Despojou-se, armando sua tenda na carne humana; esvaziou-se na morte,
vencendo-a em sua pretensão de palavra última, eis o Cristo! Rasgou o coração,
a alma, abrindo nas sombras da vida a grande clareira do amor. Oblação sem
reservas, que, no tempo passageiro, fez germinar a inusitada esperança de
eternidade.
Graça, uma espécie de aurora boreal, amanhecer diferente,
refrescante, milagrosamente oferente, dom celeste na terra dos mortais. Brisa
suave a pacificar durezas diversas; acenos ternos, trocando o beijo da traição
pelo ósculo da paz. Ah! Essa paz inquieta, exclamação espantosa, feito
madrugada desperta, a guiar os passos trêmulos de seus amigos. Tudo, tudo, bem
novo, vivente porque Ele vive.
E o que vale, agora, irmão de fé? Insistir nas debilidades,
continuar circulando ao redor dos fracassos?
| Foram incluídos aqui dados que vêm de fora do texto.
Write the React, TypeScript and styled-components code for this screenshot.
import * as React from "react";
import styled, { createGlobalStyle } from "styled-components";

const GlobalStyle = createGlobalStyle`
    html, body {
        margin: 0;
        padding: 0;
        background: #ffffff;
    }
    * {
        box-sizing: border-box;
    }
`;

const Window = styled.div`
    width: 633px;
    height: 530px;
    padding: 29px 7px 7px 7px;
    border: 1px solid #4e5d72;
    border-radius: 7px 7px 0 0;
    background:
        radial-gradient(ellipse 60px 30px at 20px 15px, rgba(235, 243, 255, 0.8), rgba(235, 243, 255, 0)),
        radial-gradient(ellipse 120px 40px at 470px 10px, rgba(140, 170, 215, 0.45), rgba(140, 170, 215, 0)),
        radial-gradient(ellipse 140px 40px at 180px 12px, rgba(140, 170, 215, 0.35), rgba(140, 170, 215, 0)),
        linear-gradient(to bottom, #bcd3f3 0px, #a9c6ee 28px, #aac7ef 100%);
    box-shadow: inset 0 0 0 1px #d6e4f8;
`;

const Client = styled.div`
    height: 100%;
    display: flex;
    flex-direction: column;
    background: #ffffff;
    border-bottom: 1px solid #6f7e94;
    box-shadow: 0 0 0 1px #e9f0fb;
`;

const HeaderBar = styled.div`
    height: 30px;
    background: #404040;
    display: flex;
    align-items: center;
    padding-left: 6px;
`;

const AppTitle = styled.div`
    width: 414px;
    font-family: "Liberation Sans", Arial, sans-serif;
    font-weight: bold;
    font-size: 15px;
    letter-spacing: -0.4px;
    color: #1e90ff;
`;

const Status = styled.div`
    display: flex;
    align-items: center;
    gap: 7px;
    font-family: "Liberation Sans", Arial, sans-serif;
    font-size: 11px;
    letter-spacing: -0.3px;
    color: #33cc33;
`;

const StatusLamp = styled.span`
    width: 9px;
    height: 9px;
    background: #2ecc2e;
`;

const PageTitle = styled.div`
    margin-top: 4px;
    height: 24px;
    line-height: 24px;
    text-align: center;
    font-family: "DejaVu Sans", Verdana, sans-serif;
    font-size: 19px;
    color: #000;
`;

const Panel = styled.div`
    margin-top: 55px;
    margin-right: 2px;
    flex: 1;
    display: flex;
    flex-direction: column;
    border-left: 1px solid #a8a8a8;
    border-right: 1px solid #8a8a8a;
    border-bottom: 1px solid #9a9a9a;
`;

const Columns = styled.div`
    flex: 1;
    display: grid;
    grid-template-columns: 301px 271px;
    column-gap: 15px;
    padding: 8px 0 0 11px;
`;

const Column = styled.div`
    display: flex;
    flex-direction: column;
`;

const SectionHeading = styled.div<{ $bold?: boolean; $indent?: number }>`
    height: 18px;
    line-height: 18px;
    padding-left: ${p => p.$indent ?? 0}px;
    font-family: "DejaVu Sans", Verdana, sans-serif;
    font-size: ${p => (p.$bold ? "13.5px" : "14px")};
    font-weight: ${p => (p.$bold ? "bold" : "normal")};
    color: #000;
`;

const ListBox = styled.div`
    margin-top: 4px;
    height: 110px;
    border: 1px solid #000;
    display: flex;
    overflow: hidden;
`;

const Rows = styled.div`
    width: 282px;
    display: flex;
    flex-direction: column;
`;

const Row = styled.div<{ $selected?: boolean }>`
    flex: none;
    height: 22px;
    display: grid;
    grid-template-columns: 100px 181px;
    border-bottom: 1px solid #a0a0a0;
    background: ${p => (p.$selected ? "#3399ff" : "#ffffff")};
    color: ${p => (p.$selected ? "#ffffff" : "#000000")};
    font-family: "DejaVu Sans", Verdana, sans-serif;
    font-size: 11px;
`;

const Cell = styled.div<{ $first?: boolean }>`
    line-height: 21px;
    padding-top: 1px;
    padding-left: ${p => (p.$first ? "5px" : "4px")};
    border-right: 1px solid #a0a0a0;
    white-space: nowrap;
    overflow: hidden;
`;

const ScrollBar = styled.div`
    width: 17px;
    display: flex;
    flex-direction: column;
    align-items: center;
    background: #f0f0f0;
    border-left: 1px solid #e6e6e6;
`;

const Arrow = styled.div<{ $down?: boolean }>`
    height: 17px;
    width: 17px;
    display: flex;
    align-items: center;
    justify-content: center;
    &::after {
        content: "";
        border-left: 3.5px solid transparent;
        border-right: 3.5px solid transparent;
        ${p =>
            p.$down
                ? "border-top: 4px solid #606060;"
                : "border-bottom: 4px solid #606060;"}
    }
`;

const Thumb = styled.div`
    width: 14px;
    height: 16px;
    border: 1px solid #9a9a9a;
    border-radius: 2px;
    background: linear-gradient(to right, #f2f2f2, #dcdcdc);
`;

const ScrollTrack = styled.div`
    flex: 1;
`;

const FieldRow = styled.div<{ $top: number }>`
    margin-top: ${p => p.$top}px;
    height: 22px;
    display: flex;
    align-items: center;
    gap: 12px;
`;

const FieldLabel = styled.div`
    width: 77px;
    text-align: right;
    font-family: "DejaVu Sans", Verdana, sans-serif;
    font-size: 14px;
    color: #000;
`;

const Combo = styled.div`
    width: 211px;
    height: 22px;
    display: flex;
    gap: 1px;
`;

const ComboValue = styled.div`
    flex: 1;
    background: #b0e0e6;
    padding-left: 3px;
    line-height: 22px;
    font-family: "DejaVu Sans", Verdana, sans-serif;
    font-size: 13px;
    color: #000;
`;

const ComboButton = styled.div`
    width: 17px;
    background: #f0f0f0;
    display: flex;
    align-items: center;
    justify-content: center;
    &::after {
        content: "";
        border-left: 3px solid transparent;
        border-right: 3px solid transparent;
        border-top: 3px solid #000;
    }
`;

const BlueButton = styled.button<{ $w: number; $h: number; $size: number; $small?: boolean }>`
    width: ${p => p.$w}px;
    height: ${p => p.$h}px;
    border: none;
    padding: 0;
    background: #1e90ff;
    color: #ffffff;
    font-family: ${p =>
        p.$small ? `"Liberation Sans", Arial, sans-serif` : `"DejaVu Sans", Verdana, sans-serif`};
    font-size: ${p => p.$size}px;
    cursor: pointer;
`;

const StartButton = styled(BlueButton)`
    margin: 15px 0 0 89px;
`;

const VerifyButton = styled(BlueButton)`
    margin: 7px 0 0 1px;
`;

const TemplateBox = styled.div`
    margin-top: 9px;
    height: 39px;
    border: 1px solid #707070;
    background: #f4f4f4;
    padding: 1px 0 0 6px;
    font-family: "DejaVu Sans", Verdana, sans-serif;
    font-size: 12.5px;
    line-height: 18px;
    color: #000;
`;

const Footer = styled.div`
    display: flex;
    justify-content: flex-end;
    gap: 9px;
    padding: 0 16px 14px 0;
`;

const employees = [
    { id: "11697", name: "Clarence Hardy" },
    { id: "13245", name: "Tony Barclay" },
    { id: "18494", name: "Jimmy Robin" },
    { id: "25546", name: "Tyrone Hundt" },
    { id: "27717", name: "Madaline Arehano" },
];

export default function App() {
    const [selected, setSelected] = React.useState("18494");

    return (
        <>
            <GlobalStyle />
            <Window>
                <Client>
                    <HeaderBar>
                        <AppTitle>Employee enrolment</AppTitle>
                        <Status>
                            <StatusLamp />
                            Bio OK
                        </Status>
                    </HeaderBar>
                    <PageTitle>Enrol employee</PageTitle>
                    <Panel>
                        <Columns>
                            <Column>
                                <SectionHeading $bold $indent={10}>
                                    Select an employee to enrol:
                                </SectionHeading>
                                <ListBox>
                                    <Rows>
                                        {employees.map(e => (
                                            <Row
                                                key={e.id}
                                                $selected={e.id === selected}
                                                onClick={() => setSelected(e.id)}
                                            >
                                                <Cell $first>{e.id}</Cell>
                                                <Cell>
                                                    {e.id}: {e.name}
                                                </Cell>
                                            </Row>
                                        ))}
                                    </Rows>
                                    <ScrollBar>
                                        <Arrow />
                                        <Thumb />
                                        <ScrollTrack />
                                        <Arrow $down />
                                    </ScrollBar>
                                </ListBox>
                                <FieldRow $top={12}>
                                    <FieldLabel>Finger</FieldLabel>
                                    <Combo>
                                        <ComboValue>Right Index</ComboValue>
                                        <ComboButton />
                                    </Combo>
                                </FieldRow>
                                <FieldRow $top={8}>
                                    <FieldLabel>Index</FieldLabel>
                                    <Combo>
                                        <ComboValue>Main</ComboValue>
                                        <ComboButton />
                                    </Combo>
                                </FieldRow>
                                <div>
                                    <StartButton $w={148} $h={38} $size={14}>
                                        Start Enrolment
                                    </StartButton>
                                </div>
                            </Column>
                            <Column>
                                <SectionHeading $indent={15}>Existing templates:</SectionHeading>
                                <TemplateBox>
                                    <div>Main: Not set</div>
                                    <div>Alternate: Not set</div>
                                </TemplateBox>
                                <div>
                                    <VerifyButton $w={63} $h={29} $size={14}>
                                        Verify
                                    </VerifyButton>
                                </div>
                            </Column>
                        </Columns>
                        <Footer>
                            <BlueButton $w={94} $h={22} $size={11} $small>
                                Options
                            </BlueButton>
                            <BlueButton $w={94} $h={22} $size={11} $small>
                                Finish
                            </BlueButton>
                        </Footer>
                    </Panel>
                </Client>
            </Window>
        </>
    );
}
Não! Páscoa é primícia, fruto bom,
de outra história possível. Nela o que serve é a dança alegre dos corações que
se deixam redimir; é memória que se abre ao inesperado serviço cada instante. É
hora inaugural, novo tempo, do amor não egoísta, das vidas que se repartem em
salvífica fraternidade. Só entra em sendas pascais, quem sabe dividir o pão e a
si mesmo, gerando um cotidiano de justiça amigável. Nas cinzas da morte
violenta, de Cristo, nasce o broto desejo do céu. Quão estreitas seriam,
vaidades tantas, se não houvesse o horizonte maior da Ressurreição!
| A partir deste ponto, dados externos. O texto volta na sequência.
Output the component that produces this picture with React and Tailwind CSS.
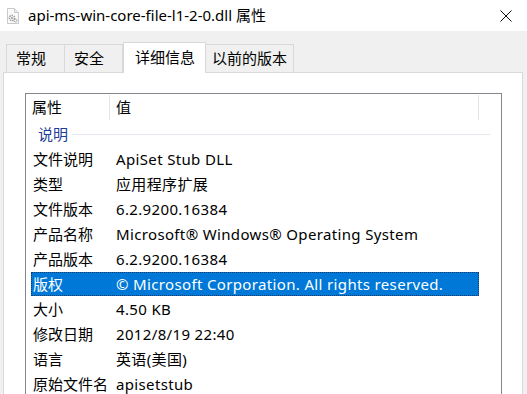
import React from "react";

const rows = [
  ["文件说明", "ApiSet Stub DLL"],
  ["类型", "应用程序扩展"],
  ["文件版本", "6.2.9200.16384"],
  ["产品名称", "Microsoft® Windows® Operating System"],
  ["产品版本", "6.2.9200.16384"],
  ["版权", "© Microsoft Corporation. All rights reserved.", true],
  ["大小", "4.50 KB"],
  ["修改日期", "2012/8/19 22:40"],
  ["语言", "英语(美国)"],
  ["原始文件名", "apisetstub"],
];

function FileIcon() {
  return (
    <svg width="14" height="16" viewBox="0 0 14 16">
      <path d="M1.5 0.5h7l4 4v11h-11z" fill="#fafafa" stroke="#c8c8c8" />
      <path d="M8.5 0.5v4h4" fill="#ececec" stroke="#c8c8c8" />
      <circle cx="6" cy="10" r="2.6" fill="none" stroke="#9a9a9a" strokeWidth="1.6" strokeDasharray="1.4 0.9" />
      <circle cx="6" cy="10" r="1" fill="#9a9a9a" />
      <circle cx="9.5" cy="12.5" r="1.5" fill="none" stroke="#a8a8a8" strokeWidth="1" />
    </svg>
  );
}

export default function App() {
  const font = { fontFamily: '"Noto Sans", "Noto Sans CJK SC", sans-serif' };
  return (
    <div className="w-[527px] h-[394px] overflow-hidden bg-[#f0f0f0] text-black" style={font}>
      {/* title bar */}
      <div className="h-[31px] bg-white flex items-center">
        <div className="ml-[6px] w-[14px] flex items-center"><FileIcon /></div>
        <div className="ml-[8px] text-[15px] leading-none flex-1">api-ms-win-core-file-l1-2-0.dll 属性</div>
        <svg width="12" height="12" viewBox="0 0 12 12" className="mr-[15px]">
          <path d="M0.5 0.5L11.5 11.5M11.5 0.5L0.5 11.5" stroke="#111" strokeWidth="1" />
        </svg>
      </div>
      {/* tabs */}
      <div className="h-[41px] flex items-end pl-[6px] text-[15px] leading-none">
        <div className="w-[59px] h-[28px] border border-b-0 border-[#d9d9d9] flex items-center pl-[9px]">常规</div>
        <div className="w-[58px] h-[28px] border border-b-0 border-l-0 border-[#d9d9d9] flex items-center pl-[9px]">安全</div>
        <div className="w-[83px] h-[31px] border border-b-0 border-[#d9d9d9] bg-white flex items-center pl-[11px] pb-[2px] relative z-10 -mb-px">详细信息</div>
        <div className="w-[88px] h-[28px] border border-b-0 border-l-0 border-[#d9d9d9] flex items-center pl-[6px]">以前的版本</div>
      </div>
      {/* panel */}
      <div className="ml-[3px] w-[520px] h-[330px] border border-b-0 border-[#d9d9d9] bg-white pl-[21px] pr-[20px] pt-[20px]">
        <div className="h-[320px] border border-b-0 border-[#828790] text-[15px] leading-none">
          {/* header */}
          <div className="h-[27px] flex items-stretch">
            <div className="w-[84px] flex items-center pl-[6px] border-r border-[#e5e5e5] my-[1px]">属性</div>
            <div className="w-[369px] flex items-center pl-[6px] border-r border-[#e5e5e5] my-[1px]">值</div>
          </div>
          {/* group */}
          <div className="h-[26px] flex items-center pl-[12px] pr-[11px]">
            <span className="text-[#1e3c96] text-[15px]">说明</span>
            <div className="flex-1 ml-[4px] h-px bg-[#e2e8ee]" />
          </div>
          {rows.map(([k, v, sel]) => (
            <div key={k} className="h-[25px] flex items-start pl-[5px]">
              <div
                className={
                  "w-[448px] h-[24px] flex items-center " +
                  (sel ? "bg-[#0078d7] text-white outline outline-1 outline-dotted outline-[#1b3a66] -outline-offset-1" : "")
                }
              >
                <div className="w-[79px] pl-[2px]">{k}</div>
                <div className="pl-[6px] whitespace-nowrap tracking-[0.35px]">{v}</div>
              </div>
            </div>
          ))}
        </div>
      </div>
    </div>
  );
}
Seja, pois, Páscoa de novas posturas pessoais e coletivas. Outra
humanidade a se firmar, sem os excessos da violência e do poder. Apenas irmãos,
portadores de bandeira única, do bem; enfraquecendo, aos poucos, a perigosa
ganância de consumidores – consumidos. E na beleza de tudo que brilha no
espaço, seria possível constituir a constelação irmandade, beleza de um novo
brilho da raça humana. Estrelas? Sozinhas não serviriam senão para a projeção,
bolha ao vento, das arrogâncias individuais. Constelação? Foi o que o
ressuscitado deixou como herança, a força da luz que emana da comunidade
pascal.
Pe. Vicente de Paula Ferreira, C.Ss.R.